During a three-game stretch in the middle of the Chargers’ season, when fellow inside linebacker Donald Butler was sidelined by injury, defensive coordinator John Pagano entrusted Te’o with the duty of signaling the defensive plays, which Pagano himself relayed to him via headset.
“To be able to stand in front of the unit and give them the call . . . it gave him an opportunity to learn at a hurried rate,” Pagano said last week. “He’s getting better each week. He’s a rookie, and he makes those types of mistake that all rookies do. But the great thing about him is, he corrects himself a lot of times.”
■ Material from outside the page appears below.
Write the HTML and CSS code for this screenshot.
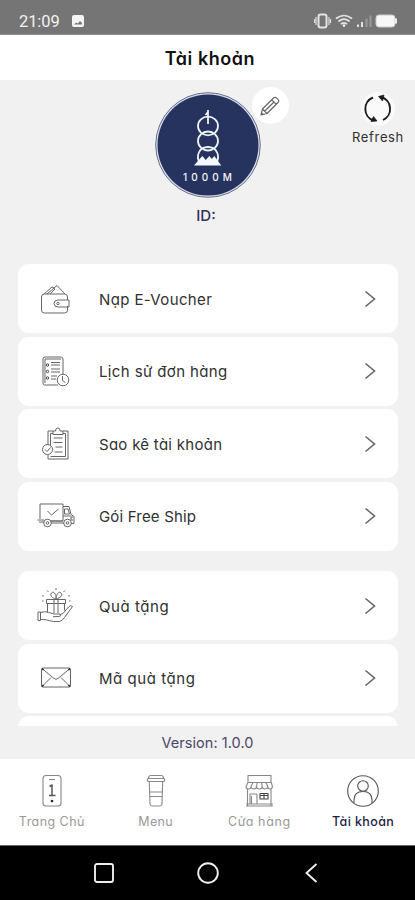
FILE: index.html
```html
<!DOCTYPE html>
<html lang="vi">
<head>
<meta charset="utf-8">
<meta name="viewport" content="width=device-width, initial-scale=1">
<title>Tài khoản</title>
<link rel="stylesheet" href="styles.css">
</head>
<body>
<header class="status">
  <span class="clock">21:09</span>
  <svg class="shot" width="12" height="12" viewBox="0 0 12 12"><rect width="12" height="12" rx="2" fill="#f4f4f4"/><path d="M2 9.5l2.2-2 1.6 1 2.2-2.500 2 2v1.500z" fill="#777"/></svg>
  <svg class="signals" width="84" height="18" viewBox="0 0 84 18" fill="none">
    <rect x="4.500" y="2.500" width="8" height="13" rx="2" stroke="#e4e4e4" stroke-width="2"/>
    <path d="M2 5v8M15 5v8M.5 7v4M16.500 7v4" stroke="#ddd" stroke-width="1.200"/>
    <g stroke="#e4e4e4" stroke-width="1.700" stroke-linecap="round"><path d="M22.500 6.200q7.500-5.400 15 0M25 9q5-3.600 10 0M27.500 11.700q2.500-1.800 5 0"/></g>
    <circle cx="30" cy="13.600" r="1.300" fill="#eee"/>
    <path d="M44 12.500v2.500M48 10v5" stroke="#eee" stroke-width="1.800"/>
    <path d="M52.500 6.500v8.500M56.500 3.500v11.500" stroke="#999" stroke-width="2"/>
    <rect x="62" y="3" width="19" height="12" rx="3" fill="#f7f7f7" stroke="#ccc"/><path d="M82 6.500v5" stroke="#eee" stroke-width="2"/>
  </svg>
</header>
<h1 class="title"><span>Tài khoản</span></h1>
<main class="account">
  <section class="profile">
    <div class="avatar">
      <svg width="108" height="108" viewBox="0 0 108 108" fill="none">
        <circle cx="54" cy="54" r="52.300" fill="#d9dde8" stroke="#68718f"/>
        <circle cx="54" cy="54" r="50.500" fill="#26335f"/>
        <g stroke="#edf2f8" stroke-width="1.800">
          <ellipse cx="54" cy="35" rx="10" ry="9.300"/>
          <ellipse cx="54" cy="50" rx="10" ry="9.500"/>
          <path d="M45.500 71.500c-3.500-6-1-15.500 8.500-15.500s12 9.500 8.500 15.500"/>
          <path d="M54 19v14M51.500 24l2.500-3"/>
        </g>
        <path d="M40 74.500l8.300-9.500 3.500 4 3.500-4 2.500 3 2.500-3 7 9.500z" fill="#f6f8fb"/>
      </svg>
      <span class="brand">1000M</span>
      <button class="edit" aria-label="Edit">
        <svg width="22" height="22" viewBox="0 0 22 22" fill="none" stroke="#666" stroke-width="1.200" stroke-linejoin="round"><path d="M2 20l1.500-6L14.500 3q1.500-1.500 3.200.2l1.200 1.200q1.600 1.600.1 3.100L8 18.500zM3.500 14L8 18.500M12.800 4.800l4.500 4.500M5.800 16L15 7M2 20l2-.5-1.500-1.500z"/></svg>
      </button>
    </div>
    <div class="uid">ID:</div>
    <button class="refresh">
      <span class="disc"><svg width="30" height="32" viewBox="0 0 30 32" fill="none" stroke="#1c1c1c" stroke-width="1.900"><path d="M10 4.500A12.300 12.300 0 0 0 10.500 27.500M20 27A12.300 12.300 0 0 0 18 4"/><path d="M8 28.500l6-.5-3.500-4.500zM21 2l-5.500 1.500 4 4.500z" fill="#1c1c1c" stroke-width=".7"/></svg></span>
      <span class="caption">Refresh</span>
    </button>
  </section>
  <div class="menu">
    <ul class="group">
      <li class="card"><svg class="icon" viewBox="0 0 40 40"><path d="M8.500 15h20q3 0 3 3v3M31.500 27v4q0 3-3 3h-20q-3 0-3-3V18q0-3 3-3M8 15l8-7 3 1.500M11 15l10-8.500 8 8.500M14 15l5-5M31 21h-9q-4 0-4 3.500t4 3.500h11V21h-2"/><circle cx="22" cy="24.500" r="1.200"/></svg><span class="label l1">Nạp E-Voucher</span><svg class="chev" viewBox="0 0 12 18"><path d="M1.500 1.500L10.500 9l-9 7.500"/></svg></li>
      <li class="card"><svg class="icon" viewBox="0 0 40 40"><path d="M22 34H8.500Q7 34 7 32V8q0-2 2-2h16q2 0 2 2v15.500M9 32V8h16"/><path d="M15 11.500H24M15 14H24M15 18H24M15 21H24M15 25H21M15 28H20"/><g class="dots"><circle cx="11.500" cy="14" r="1.200"/><circle cx="11.500" cy="20.500" r="1.200"/><circle cx="11.500" cy="27" r="1.200"/></g><circle cx="27" cy="29" r="5.800"/><path d="M26.500 25v4.500l3 2"/></svg><span class="label l2">Lịch sử đơn hàng</span><svg class="chev" viewBox="0 0 12 18"><path d="M1.500 1.500L10.500 9l-9 7.500"/></svg></li>
      <li class="card"><svg class="icon" viewBox="0 0 40 40"><path d="M17 7h-5v14M27 7h5v28H12v-4M14.500 21V9.500H17M27 9.500h2.500V32.500H14.500M17 10.500V7h2.500q0-3 2.300-3T24 7h3v3.500z"/><path d="M17.500 14h9M17.500 18.500h9M19.500 23h7M18.500 28h8"/><circle cx="11.500" cy="25.500" r="5"/><path d="M9 25.500l2 2 3.500-4"/></svg><span class="label l3">Sao kê tài khoản</span><svg class="chev" viewBox="0 0 12 18"><path d="M1.500 1.500L10.500 9l-9 7.500"/></svg></li>
      <li class="card"><svg class="icon" viewBox="0 0 40 40"><path d="M4 23V8h23v17H15M27 10.500h6l2 8 3 2v7h-3M28.500 13h3.500l1.500 5h-5zM27 20h8M1.500 24H8M3 26h5M15 27h13M15 25h12M37 21h-2v3h2"/><g><circle cx="11.500" cy="27" r="3.800"/><circle cx="11.500" cy="27" r="1.300"/><circle cx="31.500" cy="27" r="3.800"/><circle cx="31.500" cy="27" r="1.300"/></g><path d="M11.500 15l4 4 7-6"/></svg><span class="label l4">Gói Free Ship</span><svg class="chev" viewBox="0 0 12 18"><path d="M1.500 1.500L10.500 9l-9 7.500"/></svg></li>
    </ul>
    <ul class="group">
      <li class="card"><svg class="icon" viewBox="0 0 40 40"><path d="M10.500 13.500h19v4h-19zM11.500 17.500v9M28.500 17.500v7M18 13.500V27M22 13.500V27M20 13c-4-1-6.500-3.500-4.500-6s5 1.500 4.500 6c0-4.500 3-8.500 5-6s-.5 5-5 6"/><path d="M2 26h2.500v8.500H2zM4.500 26.500q4-1.500 8-.2L18 28h6q2 2-1 2.500l-6 .2M4.500 33.500c5-.5 7 1 13 2h6q3-1 5-4l8-11q-2-2-4 .5L27 27.500l-3 1"/><path d="M20 2v2M11 4.500l1.500 1.500M29 4.500L27.500 6M7 9v1.500M33 9v1.500M6 15h1.500M33 15h1.500"/></svg><span class="label l5">Quà tặng</span><svg class="chev" viewBox="0 0 12 18"><path d="M1.500 1.500L10.500 9l-9 7.500"/></svg></li>
      <li class="card"><svg class="icon" viewBox="0 0 40 40"><rect x="5.500" y="10" width="29" height="19" rx="1.500"/><path d="M6 10.500l12 10q2 1.500 4 0l12-10M6 28.500l9-9M34 28.500l-9-9"/><path class="bold" d="M6 10.500l1.500 1.500M34 10.500L32.500 12M6 28.500l1.500-1.500M34 28.500L32.500 27"/></svg><span class="label l6">Mã quà tặng</span><svg class="chev" viewBox="0 0 12 18"><path d="M1.500 1.500L10.500 9l-9 7.500"/></svg></li>
      <li class="card"></li>
    </ul>
  </div>
  <div class="version"><span>Version: 1.0.0</span></div>
</main>
<nav class="tabs">
  <a class="tab"><svg width="34" height="34" viewBox="0 0 34 34"><rect x="8" y="1.500" width="18" height="30.500" rx="3"/><path d="M14 5.500h6"/><path class="digit" d="M14.500 12.500l2.500-1.500v10.500M14 21.500h6.500"/><circle cx="17" cy="27" r=".8" fill="#222" stroke="#222"/></svg><span class="t1">Trang Chủ</span></a>
  <a class="tab"><svg width="34" height="34" viewBox="0 0 34 34"><path d="M9.500 4.500q0-3 2.500-3h10q2.500 0 2.500 3M9 4.500h16q1.500 1.500 0 3H9q-1.500-1.500 0-3M10.300 7.500L11 30q.2 2 2 2h8q1.800 0 2-2l.7-22.500M10.500 18h13M10.800 22.500h12.500"/></svg><span class="t2">Menu</span></a>
  <a class="tab"><svg width="34" height="34" viewBox="0 0 34 34"><path d="M6 1.500h23v7H6zM6 8.500l-2 4q0 2.500 2.500 2.500T9 12.500q0 2.500 2.800 2.500t2.800-2.500q0 2.500 2.800 2.500t2.800-2.500q0 2.500 2.800 2.500t2.800-2.500q0 2.500 2.300 2.500t2.300-2.500l-1.100-4M9 12.500l2-4M14.500 12.500l.8-4M20.200 12.500l-.7-4M25.800 12.500l-2-4M5.500 15v17M29 15v17M4 32h27M4 30h27M8 30V20h7v10M9.500 30v-8"/><path stroke="#444" d="M18 19.500h8v5.500h-8zM22 19.500V25M18 21.500h8"/></svg><span class="t3">Cửa hàng</span></a>
  <a class="tab active"><svg width="34" height="34" viewBox="0 0 34 34"><circle cx="17" cy="17" r="15.300"/><circle cx="17" cy="12" r="5.300"/><path d="M8 29v-3q0-8.500 9-8.500t9 8.500v3"/></svg><span class="t4">Tài khoản</span></a>
</nav>
<footer class="system">
  <svg width="20" height="20" viewBox="0 0 20 20"><rect x="1" y="1" width="18" height="18" rx="2"/></svg>
  <svg width="22" height="22" viewBox="0 0 22 22"><circle cx="11" cy="11" r="9.800"/></svg>
  <svg width="20" height="20" viewBox="0 0 20 20"><path d="M14.500 1L4.500 10l10 9"/></svg>
</footer>
</body>
</html>
```
FILE: styles.css
```css
* { box-sizing: border-box; }
body {
  margin: 0;
  width: 415px;
  height: 900px;
  display: flex;
  flex-direction: column;
  overflow: hidden;
  background: #f1f1f1;
  color: #303030;
  font-family: Inter, "Open Sans", sans-serif;
  font-feature-settings: "cv11";
}
button { border: 0; padding: 0; background: none; font: inherit; color: inherit; }
ul { list-style: none; margin: 0; padding: 0; }
svg { display: block; flex: none; }

.status {
  height: 35px;
  flex: none;
  display: flex;
  align-items: center;
  padding: 7px 17px 0 19px;
  background: #757575;
  border-bottom: 1px solid #8c8c8c;
}
.clock { font: 16.500px Roboto, sans-serif; color: #f1f1f1; width: 53px; letter-spacing: -.1px; padding-top: 2px; }
.signals { margin-left: auto; }

.title {
  margin: 0;
  height: 45px;
  flex: none;
  display: grid;
  place-items: center;
  padding-top: 2px;
  padding-left: 5px;
  background: #fff;
  color: #111;
  font-size: 18px;
  font-weight: 600;
  letter-spacing: .55px;
}

.account { height: 679px; flex: none; display: flex; flex-direction: column; }
.profile { height: 184px; flex: none; position: relative; display: flex; flex-direction: column; align-items: center; padding-top: 11px; }
.avatar { position: relative; width: 108px; height: 108px; }
.brand {
  position: absolute;
  left: 0;
  right: 0;
  top: 80px;
  text-align: center;
  padding-left: 4px;
  color: #f3f5fa;
  font-size: 10px;
  line-height: 12px;
  font-weight: 500;
  letter-spacing: 4.100px;
}
.edit {
  position: absolute;
  left: 98px;
  top: -4px;
  width: 37px;
  height: 37px;
  border-radius: 50%;
  background: #fff;
  display: grid;
  place-items: center;
}
.uid { margin-top: 8px; font-size: 15px; line-height: 18px; font-weight: 500; color: #2c3158; padding-right: 3px; }
.refresh { position: absolute; left: 342px; top: 12px; width: 72px; display: flex; flex-direction: column; align-items: center; }
.disc { width: 34px; height: 34px; border-radius: 50%; background: #fafafa; display: grid; place-items: center; }
.caption { margin-top: 2px; font-size: 13px; line-height: 18px; letter-spacing: .65px; }

.menu { height: 462px; flex: none; overflow: hidden; padding: 0 17px 0 18px; }
.group { display: flex; flex-direction: column; gap: 3.300px; }
.group + .group { margin-top: 20px; }
.card { height: 69.300px; flex: none; display: flex; align-items: center; background: #fff; border-radius: 11px; padding: 0 22px 0 18px; }
.icon { width: 40px; height: 40px; fill: none; stroke: #666; stroke-width: 1; stroke-linejoin: round; }
.bold { stroke: #222; stroke-width: 1.600; }
.dots { stroke: #444; }
.label { margin-left: 23px; padding-top: 2px; font-size: 15px; line-height: 24px; white-space: nowrap; }
.l1, .l2 { letter-spacing: .38px; }
.l3 { letter-spacing: .28px; }
.l4 { letter-spacing: .18px; }
.l5, .l6 { letter-spacing: .55px; }
.chev { width: 12px; height: 18px; margin-left: auto; fill: none; stroke: #666; stroke-width: 1.600; }
.version { height: 33px; display: grid; place-items: center; font-size: 14.500px; color: #4a4966; letter-spacing: .05px; }

.tabs { height: 86px; flex: none; background: #fff; display: grid; grid-template-columns: repeat(4, 1fr); padding-top: 15px; }
.tab { display: flex; flex-direction: column; align-items: center; gap: 5px; font-size: 12.500px; line-height: 18px; color: #999; white-space: nowrap; }
.tab svg { fill: none; stroke: #888; stroke-width: 1.100; stroke-linejoin: round; }
.tab .digit { stroke: #555; stroke-width: 1.500; }
.t1 { letter-spacing: .45px; }
.t2 { letter-spacing: .3px; }
.t3 { letter-spacing: .65px; }
.t4 { letter-spacing: .4px; }
.tab.active { color: #1d2245; font-weight: 500; }
.active svg { stroke: #555; }
.system { flex: 1; display: flex; justify-content: center; align-items: center; gap: 83px; background: #000; border-top: 1px solid #666; }
.system svg { fill: none; stroke: #eee; stroke-width: 1.900; }
```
Te’o has played his best football late in the season, just as you would hope a rookie would do. He was credited with 10 tackles, a season-high, in the Chargers’ regular season finale, a 27-24 overtime win over Kansas City that completed their improbable run to the playoffs.
And in Sunday’s win at Cincinnati, he registered eight tackles, second only to Butler’s 12. Afterward, he was undoubtedly the only player in the victorious locker room asked to rehash a painful past.
“To be honest, one thing I learned about the whole situation was [that] you can’t control everything,” Te’o said. “I [learned that] what I can control is what I do on field and who I am as a person, and all that other stuff doesn’t matter.”
This time of year, with each week the Chargers remain alive the stakes grow higher, the atmosphere gets more charged and the media horde swells. If another week of awkward questions is the price Te’o must pay for another victory, one suspects it is a deal he would gladly take.